A plan can look perfect on paper and still collapse in a noisy, cluttered, unpredictable space. Research suggests sensory sensitivities can affect attention and daily functioning, and environmental psychology finds noise and visual clutter can impair task performance. For many neurodivergent people, sensory conditions and executive functioning are inseparable.
Environmental design becomes a quiet form of care. EF interventions emphasize organising spaces with clear storage and reduced clutter to support follow‑through. Practically, that might mean a “launch pad” by the door, visible storage, fewer piles, and predictable homes for frequently used items.
These details matter because every extra step adds friction. Guidance describes reducing “search costs”—the time and effort spent hunting for what you need. Lower the search cost, and you raise the odds a task will start and finish.

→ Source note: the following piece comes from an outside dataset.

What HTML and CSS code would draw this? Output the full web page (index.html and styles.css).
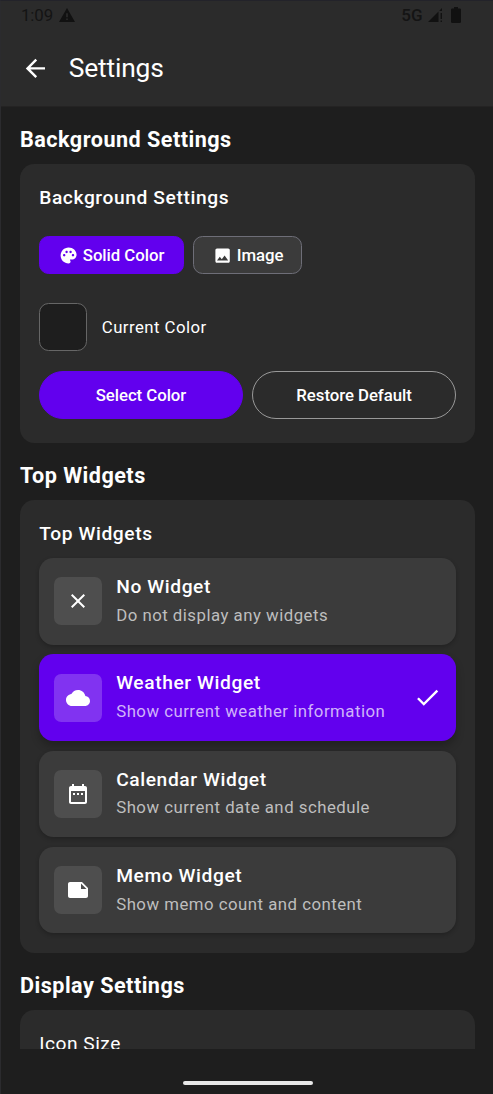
FILE: index.html
```html
<!DOCTYPE html>
<html lang="en">
<head>
<meta charset="utf-8">
<title>Settings</title>
<link rel="stylesheet" href="styles.css">
</head>
<body>
<div class="screen">
  <header class="header">
    <div class="status">
      <span class="clock">1:09</span>
      <svg class="warn" viewBox="0 0 16 14"><path fill-rule="evenodd" d="M8 0 16 14H0ZM7.2 5.2v4h1.6v-4ZM7.2 10.4V12h1.6v-1.6Z"/></svg>
      <span class="network">5G</span>
      <svg class="signal" viewBox="0 0 15 14"><path d="M0 14 10.5 3.5V14ZM11.5 2.5 14 0v3h-2.5ZM12.6 5H14v6h-1.4ZM12.6 12.4H14V14h-1.4Z"/></svg>
      <svg class="battery" viewBox="0 0 10 16"><path d="M3 0h4v1.6h1.8Q10 1.6 10 2.8v12Q10 16 8.800 16H1.200Q0 16 0 14.800v-12Q0 1.600 1.200 1.600H3Z"/></svg>
    </div>
    <div class="appbar">
      <svg class="back" viewBox="0 0 24 24"><path d="M20 11H7.830l5.590-5.590L12 4l-8 8 8 8 1.410-1.410L7.830 13H20v-2z"/></svg>
      <h1 class="page-title">Settings</h1>
    </div>
  </header>
  <main class="content">
    <h2 class="section-title">Background Settings</h2>
    <section class="card card-background">
      <h3 class="card-title">Background Settings</h3>
      <div class="chips">
        <button class="chip chip-on"><svg class="chip-icon" viewBox="0 0 24 24"><path d="M12 2C6.490 2 2 6.490 2 12s4.490 10 10 10c1.380 0 2.500-1.120 2.500-2.500 0-.610-.230-1.200-.640-1.670-.080-.100-.130-.210-.130-.330 0-.280.220-.500.500-.500H16c3.310 0 6-2.690 6-6 0-4.960-4.490-9-10-9zm5.500 11c-.830 0-1.500-.670-1.500-1.500s.670-1.500 1.500-1.500 1.500.670 1.500 1.500-.670 1.500-1.500 1.500zm-3-4c-.830 0-1.500-.670-1.500-1.500S13.670 6 14.500 6s1.500.670 1.500 1.500S15.330 9 14.500 9zM5 11.500c0-.830.670-1.500 1.500-1.500s1.500.670 1.500 1.500S7.330 13 6.500 13 5 12.330 5 11.500zm6-4c0 .830-.670 1.500-1.500 1.500S8 8.330 8 7.500 8.670 6 9.500 6s1.500.670 1.500 1.500z"/></svg><span class="label">Solid Color</span></button>
        <button class="chip chip-image"><svg class="chip-icon" viewBox="0 0 24 24"><path d="M21 19V5c0-1.100-.900-2-2-2H5c-1.100 0-2 .900-2 2v14c0 1.100.900 2 2 2h14c1.100 0 2-.900 2-2zM8.500 13.500l2.500 3.010L14.500 12l4.500 6H5l3.500-4.500z"/></svg><span class="label">Image</span></button>
      </div>
      <div class="current"><span class="swatch"></span><span class="current-text">Current Color</span></div>
      <div class="actions">
        <button class="action action-fill"><span class="label">Select Color</span></button>
        <button class="action"><span class="label">Restore Default</span></button>
      </div>
    </section>

    <h2 class="section-title">Top Widgets</h2>
    <section class="card card-widgets">
      <h3 class="card-title">Top Widgets</h3>
      <div class="widgets">
        <div class="widget">
          <span class="tile"><svg class="tile-icon" viewBox="0 0 24 24"><path d="M19 6.410 17.590 5 12 10.590 6.410 5 5 6.410 10.590 12 5 17.590 6.410 19 12 13.410 17.590 19 19 17.590 13.410 12z"/></svg></span>
          <div class="texts"><div class="name">No Widget</div><div class="desc">Do not display any widgets</div></div>
        </div>
        <div class="widget widget-on">
          <span class="tile"><svg class="tile-icon" viewBox="0 0 24 24"><path d="M19.350 10.040C18.670 6.590 15.640 4 12 4 9.110 4 6.600 5.640 5.350 8.040 2.340 8.360 0 10.910 0 14c0 3.310 2.690 6 6 6h13c2.760 0 5-2.240 5-5 0-2.640-2.050-4.780-4.650-4.960z"/></svg></span>
          <div class="texts"><div class="name">Weather Widget</div><div class="desc">Show current weather information</div></div>
          <svg class="check" viewBox="0 0 24 24"><path d="M9 16.170 4.830 12l-1.420 1.410L9 19 21 7l-1.410-1.410z"/></svg>
        </div>
        <div class="widget">
          <span class="tile"><svg class="tile-icon" viewBox="0 0 24 24"><path d="M9 11H7v2h2v-2zm4 0h-2v2h2v-2zm4 0h-2v2h2v-2zm2-7h-1V2h-2v2H8V2H6v2H5c-1.110 0-1.990.900-1.990 2L3 20c0 1.100.890 2 2 2h14c1.100 0 2-.900 2-2V6c0-1.100-.900-2-2-2zm0 16H5V9h14v11z"/></svg></span>
          <div class="texts"><div class="name">Calendar Widget</div><div class="desc">Show current date and schedule</div></div>
        </div>
        <div class="widget">
          <span class="tile"><svg class="tile-icon" viewBox="0 0 24 24"><path fill-rule="evenodd" d="M4 4C2.900 4 2 4.900 2 6v12.010c0 1.100.900 1.990 2 1.990h16c1.100 0 2-.900 2-2v-8l-6-6H4zm11 1.500 5.500 5.500H15V5.500z"/></svg></span>
          <div class="texts"><div class="name">Memo Widget</div><div class="desc">Show memo count and content</div></div>
        </div>
      </div>
    </section>

    <h2 class="section-title">Display Settings</h2>
    <section class="card card-display">
      <h3 class="card-title card-title-regular">Icon Size</h3>
    </section>
  </main>
  <footer class="navbar"><span class="handle"></span></footer>
</div>
</body>
</html>
```

FILE: styles.css
```css
* { box-sizing: border-box; }
body { margin: 0; background: #1e1e1e; color: #fff; font-family: Roboto, "Liberation Sans", sans-serif; }
h1, h2, h3 { margin: 0; }
svg { display: block; flex: none; fill: #fff; }
.screen {
  width: 493px; height: 1094px; overflow: hidden;
  display: flex; flex-direction: column;
  border-left: 1px solid #2b2b2e; border-top: 1px solid #23232a;
}
.header { flex: none; height: 106px; background: #2b2b2b; border-bottom: 1px solid #242323; }
.status { display: flex; align-items: center; height: 28px; padding: 0 32.5px 0 20px; color: #141414; font-size: 16.8px; line-height: 28px; }
.status svg { fill: #111; }
.clock { width: 33px; letter-spacing: -0.1px; }
.warn { width: 16px; height: 14px; margin-left: 5px; }
.network { margin-left: auto; font-size: 17px; font-weight: 500; }
.signal { width: 15px; height: 14px; margin-left: 5px; }
.battery { width: 10px; height: 16px; margin-left: 8px; }
.appbar { display: flex; align-items: center; height: 60px; margin-top: 9px; padding-left: 20px; gap: 19px; }
.back { width: 28.8px; height: 28.8px; }
.page-title { font-size: 26.4px; font-weight: 400; line-height: 34px; letter-spacing: -0.2px; }

.content { flex: none; height: 942px; overflow: hidden; padding: 19px 18px 0 19px; }
.section-title { height: 28px; margin-bottom: 10px; font-size: 21.6px; line-height: 28px; font-weight: 700; letter-spacing: 0.48px; white-space: nowrap; }
.card { background: #2b2b2b; border-radius: 14.4px; padding: 19px 19.200px 0; margin-bottom: 19px; }
.card-background { height: 279px; }
.card-widgets { height: 453px; }
.card-display { height: 90px; margin-bottom: 0; }
.card-title { font-size: 19.2px; line-height: 29px; font-weight: 500; letter-spacing: 0.6px; }
.card-title-regular { font-weight: 400; letter-spacing: 0.5px; }

button { font: inherit; color: #fff; margin: 0; padding: 0; }
.label { font-size: 16.8px; font-weight: 500; letter-spacing: -0.05px; white-space: nowrap; }
.chips { display: flex; gap: 9.600px; margin-top: 24px; }
.chip { display: flex; align-items: center; height: 38.4px; width: 109px; padding-left: 18.4px; gap: 5px; border: 1.2px solid #6e6e78; border-radius: 9.600px; background: #3b3b3b; }
.chip-on { width: 144.4px; background: #6200ee; border-color: #6200ee; }
.chip-icon { width: 19.200px; height: 19.200px; }
.current { display: flex; align-items: center; gap: 14.6px; margin-top: 28.6px; }
.swatch { width: 48px; height: 48px; background: #1e1e1e; border: 1.2px solid #666; border-radius: 9.600px; }
.current-text { font-size: 16.8px; letter-spacing: 0.45px; }
.actions { display: flex; gap: 9.600px; margin-top: 20px; }
.action { flex: 1; height: 48px; border: 1.2px solid #999; border-radius: 24px; background: transparent; }
.action-fill { background: #6200ee; border-color: #6200ee; }

.widgets { display: flex; flex-direction: column; gap: 9.700px; margin-top: 10px; }
.widget { display: flex; align-items: center; height: 86.6px; padding: 0 14.4px; border-radius: 14.4px; background: #3b3b3b; box-shadow: 0 2px 4px rgba(0,0,0,.22); }
.widget-on { background: #6200ee; box-shadow: 0 5px 9px rgba(0,0,0,.24); }
.tile { display: flex; align-items: center; justify-content: center; flex: none; width: 48px; height: 48px; border-radius: 7.200px; background: #4e4e4e; }
.widget-on .tile { background: #8133f1; }
.tile-icon { width: 24px; height: 24px; }
.texts { flex: 1; margin-left: 14.6px; padding-bottom: 3.5px; white-space: nowrap; }
.name { font-size: 19.2px; line-height: 29px; font-weight: 500; letter-spacing: 0.6px; }
.desc { font-size: 16.8px; line-height: 24px; margin-top: 1.7px; letter-spacing: 0.49px; color: #bebebe; }
.widget-on .desc { color: #d0b3fa; }
.check { width: 28.8px; height: 28.8px; }
.navbar { flex: none; height: 45px; display: flex; justify-content: center; padding: 31.5px 0 0 1px; }
.handle { width: 130px; height: 4.6px; border-radius: 2.3px; background: #e8e8e8; }
```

Routines also deserve a more humane frame. Many clients don’t need stricter discipline; they need something they can return to after disruption. Stress and coping literature suggests flexible routines tend to hold up better under pressure than rigid ones. Essentially, rhythm supports consistency without punishing real life.

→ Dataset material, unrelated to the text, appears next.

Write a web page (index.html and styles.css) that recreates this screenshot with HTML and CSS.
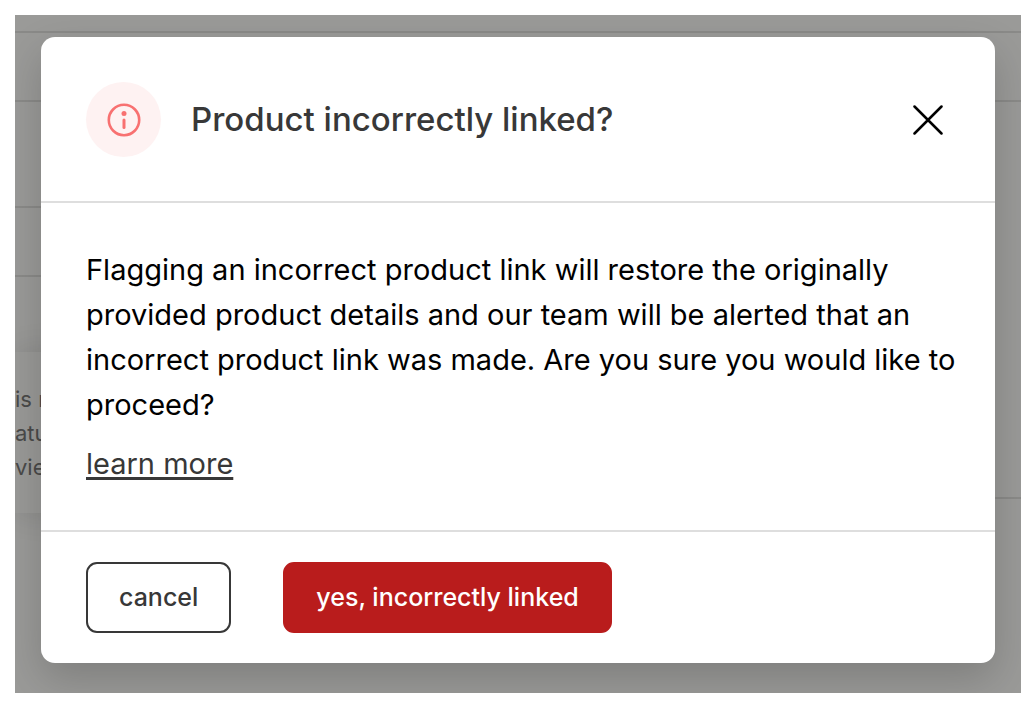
FILE: index.html
```html
<!DOCTYPE html>
<html lang="en">
<head>
  <meta charset="UTF-8">
  <meta name="viewport" content="width=device-width, initial-scale=1">
  <title>Product incorrectly linked?</title>
  <link rel="stylesheet" href="styles.css">
</head>
<body>

<div class="overlay">
  <!-- dimmed page behind the dialog -->
  <div class="page" aria-hidden="true">
    <div class="col">
      <div class="row row-top"></div>
      <div class="row"></div>
      <div class="row row-tall"></div>
      <div class="row"></div>
      <div class="note">
        <p>is not</p>
        <p>ature</p>
        <p>view</p>
      </div>
    </div>
    <div class="col">
      <div class="row row-top"></div>
      <div class="row"></div>
      <div class="row row-panel"></div>
    </div>
  </div>

  <section class="modal" role="dialog" aria-modal="true" aria-labelledby="modal-title">
    <header class="modal-header">
      <span class="badge">
        <svg width="34" height="34" viewBox="0 0 34 34" fill="none" aria-hidden="true">
          <circle cx="17" cy="17" r="15.2" stroke="currentColor" stroke-width="2.6"/>
          <circle cx="17" cy="10.6" r="2.5" fill="currentColor"/>
          <path d="M17 17v7.4" stroke="currentColor" stroke-width="3" stroke-linecap="round"/>
        </svg>
      </span>
      <h1 id="modal-title">Product incorrectly linked?</h1>
      <button class="close" type="button" aria-label="Close">
        <svg width="30" height="30" viewBox="0 0 30 30" fill="none" aria-hidden="true">
          <path d="M1.5 1.5l27 27M28.5 1.5l-27 27" stroke="currentColor" stroke-width="2.5" stroke-linecap="round"/>
        </svg>
      </button>
    </header>

    <div class="modal-body">
      <p>Flagging an incorrect product link will restore the originally provided product details and our team will be alerted that an incorrect product link was made. Are you sure you would like to proceed?</p>
      <a href="#">learn more</a>
    </div>

    <footer class="modal-footer">
      <button class="btn" type="button">cancel</button>
      <button class="btn btn-danger" type="button">yes, incorrectly linked</button>
    </footer>
  </section>
</div>

</body>
</html>
```
FILE: styles.css
```css
:root {
  --ink: #383838;
  --line: #dedede;
  --danger: #b91c1c;
}
* { box-sizing: border-box; margin: 0; padding: 0; }
body {
  padding: 15px 15px 11px;
  background: #fff;
  font-family: Inter, "Liberation Sans", sans-serif;
}

.overlay {
  position: relative;
  padding: 22px 26px 30px;
  background: #9a9a98;
  overflow: hidden;
}

/* page behind */
.page {
  position: absolute;
  inset: 0;
  display: grid;
  grid-template-columns: 1fr 1fr;
}
.row { height: 69px; border-bottom: 2px solid #8a8a88; }
.row-top { height: 18px; }
.row-tall { height: 106px; }
.row-panel { height: 397px; }
.note {
  height: 161px;
  margin-top: 75px;
  padding-top: 30px;
  background: #999997;
  box-shadow: 0 0 30px rgba(0,0,0,.12);
  color: #4a4a49;
  font-size: 22px;
  line-height: 34px;
}

/* dialog */
.modal {
  position: relative;
  background: #fff;
  border-radius: 14px;
  box-shadow: 0 16px 40px rgba(0,0,0,.18);
}
.modal-header {
  display: flex;
  align-items: center;
  gap: 30px;
  padding: 45px 52px 44px 45px;
  border-bottom: 2px solid var(--line);
}
.badge {
  display: flex;
  align-items: center;
  justify-content: center;
  width: 75px;
  height: 75px;
  border-radius: 50%;
  background: #fef2f2;
  color: #f87171;
}
.modal-header h1 {
  flex: 1;
  color: var(--ink);
  font-size: 33px;
  font-weight: 500;
  line-height: 45px;
}
.close {
  display: flex;
  border: 0;
  background: none;
  color: #000;
  cursor: pointer;
}

.modal-body {
  padding: 44px 30px 44px 45px;
  color: #000;
  font-size: 29px;
  line-height: 45px;
}
.modal-body a {
  display: inline-block;
  margin-top: 14px;
  color: var(--ink);
  text-decoration-thickness: 3px;
  text-underline-offset: 3px;
}

.modal-footer {
  display: flex;
  gap: 52px;
  padding: 30px 45px;
  border-top: 2px solid var(--line);
}
.btn {
  padding: 0 31px;
  border: 2px solid var(--ink);
  border-radius: 11px;
  background: #fff;
  color: var(--ink);
  font-family: inherit;
  font-size: 25px;
  font-weight: 500;
  line-height: 67px;
  cursor: pointer;
}
.btn-danger {
  border-color: var(--danger);
  background: var(--danger);
  color: #fff;
}
```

This is where traditional and ancestral wisdom offers steady guidance. Communities have long used rhythm, repetition, communal labour, seasonal pacing, and ritual to structure daily activities and distribute effort. Morning tending, shared meals, evening reset practices, designated rest periods—these aren’t quaint habits. They’re time-tested ways of sharing cognitive load across people and across time.
Modern evidence also supports the value of social rhythm. Resources highlight that community and routine can support self‑regulation and executive functioning. Many clients are trying to do everything alone, under constant urgency; reintroducing cadence and relational support can be deeply stabilising.

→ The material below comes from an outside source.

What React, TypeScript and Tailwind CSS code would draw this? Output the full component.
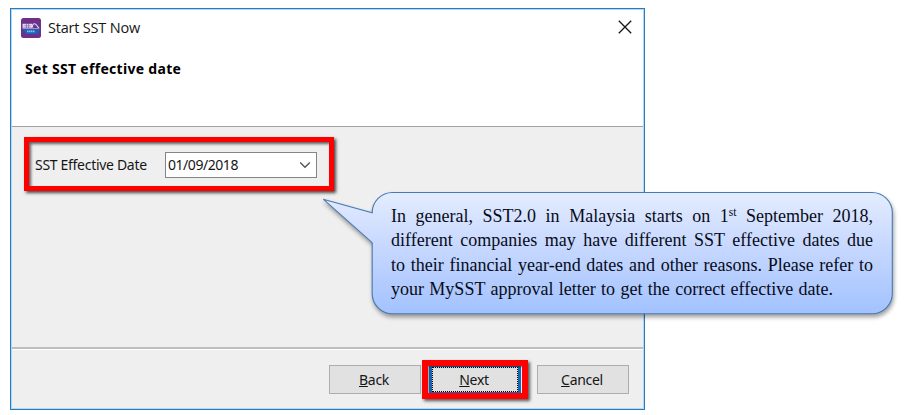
import type { ReactNode } from "react";

function AppIcon() {
  return (
    <svg width="20" height="20" viewBox="0 0 20 20" className="shrink-0">
      <rect x="0" y="0" width="20" height="20" rx="2.5" fill="#6b318b" />
      <path d="M1 10.8h18l-2.2 5.2H5z" fill="#1d62b4" />
      <path d="M1.5 5.8h3.4v4H1.5zM5.5 5.8h2v4h-2zM8.1 5.8h3v4h-3z" fill="#e6daf0" />
      <path d="M2.5 7.8h7.6" stroke="#8d62a8" strokeWidth="0.6" />
      <path d="M11.8 9.5c-.8-2 .2-3.8 1.8-3.8 2 0 2 2.4 4.6 4.6" fill="none" stroke="#e6daf0" strokeWidth="1.1" />
      <path d="M1.5 10.5h16" stroke="#c9b3dc" strokeWidth="0.7" />
      <path d="M6 13.3h8" stroke="#8fc0f0" strokeWidth="1.8" strokeDasharray="1.5 0.5" />
    </svg>
  );
}

function DialogButton({ children, focused }: { children: ReactNode; focused?: boolean }) {
  return (
    <button
      className={
        focused
          ? "relative flex h-[29px] w-[92px] items-center justify-center border-x-[3px] border-y-2 border-[#1667b5] bg-[#e1e1e1] pr-[2px]"
          : "flex h-[29px] w-[92px] items-center justify-center border border-[#adadad] bg-[#e1e1e1] pr-[2px]"
      }
    >
      {focused && <span className="absolute inset-0 border border-dotted border-black" />}
      <span>{children}</span>
      {focused && (
        <span className="absolute -inset-x-[10px] -inset-y-[7px] border-[6px] border-[#fe0000] shadow-[2px_2px_3px_rgba(0,0,0,0.65),inset_1px_1px_2px_rgba(0,0,0,0.4)]" />
      )}
    </button>
  );
}

function Callout() {
  return (
    <div className="absolute top-[192px] left-[322px] h-[123px] w-[571px]">
      <svg
        width="571"
        height="123"
        viewBox="0 0 571 123"
        className="absolute inset-0 overflow-visible drop-shadow-[1px_3px_2px_rgba(0,0,0,0.38)]"
      >
        <defs>
          <linearGradient id="fill" x1="0" y1="0" x2="0" y2="1">
            <stop offset="0" stopColor="#e4edff" />
            <stop offset="0.35" stopColor="#cddcff" />
            <stop offset="1" stopColor="#a2c2ff" />
          </linearGradient>
        </defs>
        <path
          d="M70.5 .5H550A20.3 20.3 0 0 1 570.3 20.8V101.5A20.3 20.3 0 0 1 550 121.8H70.5A20.3 20.3 0 0 1 50.2 101.5V50.7L1.2 7.2L50.2 20.8A20.3 20.3 0 0 1 70.5 .5Z"
          fill="url(#fill)"
          stroke="#4879b4"
          strokeWidth="1.1"
        />
      </svg>
      <div className="relative pt-[12px] pl-[69px] font-['Liberation_Serif',serif] text-[18px] leading-[24.3px] tracking-normal text-[#080b18]">
        <p className="w-[482px] whitespace-nowrap [text-align-last:justify]">
          In general, SST2.0 in Malaysia starts on 1
          <span className="relative -top-[6px] text-[11.5px] leading-none">st</span> September 2018,
        </p>
        <p className="w-[482px] whitespace-nowrap [text-align-last:justify]">
          different companies may have different SST effective dates due
        </p>
        <p className="w-[482px] whitespace-nowrap [text-align-last:justify]">
          to their financial year-end dates and other reasons. Please refer to
        </p>
        <p className="w-[442px] whitespace-nowrap [text-align-last:justify]">
          your MySST approval letter to get the correct effective date.
        </p>
      </div>
    </div>
  );
}

export default function App() {
  return (
    <div className="relative h-[415px] w-[906px] overflow-hidden bg-white pt-2 pl-[10px] font-['Noto_Sans',sans-serif] text-[14px] tracking-[-0.3px] text-[#161616]">
      <div className="flex h-[402px] w-[635px] flex-col border border-[#3278b5] bg-[#efefef] shadow-[inset_0_0_0_1px_#a8dcff]">
        <header className="m-px mb-0 h-[117px] border-b border-[#a0a0a0] bg-white">
          <div className="flex h-9 items-center pl-[9px]">
            <AppIcon />
            <h1 className="ml-[7px] font-['Open_Sans',sans-serif] text-[14.5px] tracking-[-0.2px]">Start SST Now</h1>
            <svg width="14" height="14" viewBox="0 0 14 14" className="mt-[-2px] mr-[11px] ml-auto">
              <path d="M.8 .8l12.4 12.4M13.2 .8L.8 13.2" stroke="#161616" strokeWidth="1.3" />
            </svg>
          </div>
          <h2 className="mt-[13px] ml-[13px] text-[14px] leading-5 font-bold tracking-[0.3px] text-black">Set SST effective date</h2>
        </header>
        <main className="flex-1 pt-[10px] pl-[13px]">
          <div className="flex h-[54px] w-[310px] items-center border-[5px] border-[#fe0000] pt-[2px] pl-[6px] shadow-[2px_2px_3px_rgba(0,0,0,0.7),inset_2px_2px_3px_rgba(0,0,0,0.6)]">
            <label className="-mt-[2px] w-[130px] whitespace-nowrap">SST Effective Date</label>
            <div className="flex h-[26px] w-[152px] items-center border border-[#858585] bg-white pr-[5px] pl-[2px]">
              <span className="-mt-[2px] tracking-[-0.45px]">01/09/2018</span>
              <svg width="12" height="8" viewBox="0 0 12 8" className="ml-auto">
                <path d="M1.2 1.5L6 6.2l4.8-4.7" fill="none" stroke="#555" strokeWidth="1.4" />
              </svg>
            </div>
          </div>
        </main>
        <footer className="m-px mt-0 flex h-[61px] items-start border-t-2 border-[#bdbdbd] pt-4 pl-[317px] shadow-[inset_0_1px_0_white]">
          <DialogButton><u>B</u>ack</DialogButton>
          <div className="ml-2"><DialogButton focused><u>N</u>ext</DialogButton></div>
          <div className="ml-4"><DialogButton><u>C</u>ancel</DialogButton></div>
        </footer>
      </div>
      <Callout />
    </div>
  );
}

In coaching, that can look simple and personal:
- Anchoring planning to a morning drink or a particular spot in the home
- Resetting a space at sunset or before bed
- Preparing tomorrow’s essentials after the evening meal
- Using a weekly household check-in instead of relying on memory alone
- Aligning focused work with natural light and adding movement between tasks
Research on routines and circadian alignment suggests regular rhythms can support self‑regulation and cognitive performance. The point isn’t to romanticise the past—it’s to remember that many humans function better when life has cadence.
Harvard EF resources also emphasise that modifying environments and reducing distractions enhances the effectiveness of executive-function strategies. When clients shape surroundings, honour sensory reality, and build rooted (not forced) routines, the tools from earlier sections become easier to sustain.
Conclusion
Overcoming executive dysfunction is rarely about trying harder. Change usually begins when a client is seen clearly, supported respectfully, and helped to build systems that match their neurotype, environment, and lived reality.
A neurodiversity-informed approach doesn’t shame people for struggling with initiation, time, organisation, or follow-through. It helps them name the pattern, reduce friction, lean into strengths, and create structure that can survive ordinary life.
For practitioners, the work asks for both skill and humility: look beyond surface behaviours, listen for where the process actually breaks down, and remember how strongly executive challenges are shaped by burnout, sensory load, space, expectations, and culture. When you do that, sessions become less about “fixing” someone and more about helping them live with greater coherence.
Many clients don’t need harsher discipline. They need kinder systems, clearer supports, and rhythms they can return to. When those pieces are in place, follow-through becomes less mysterious—and much more possible.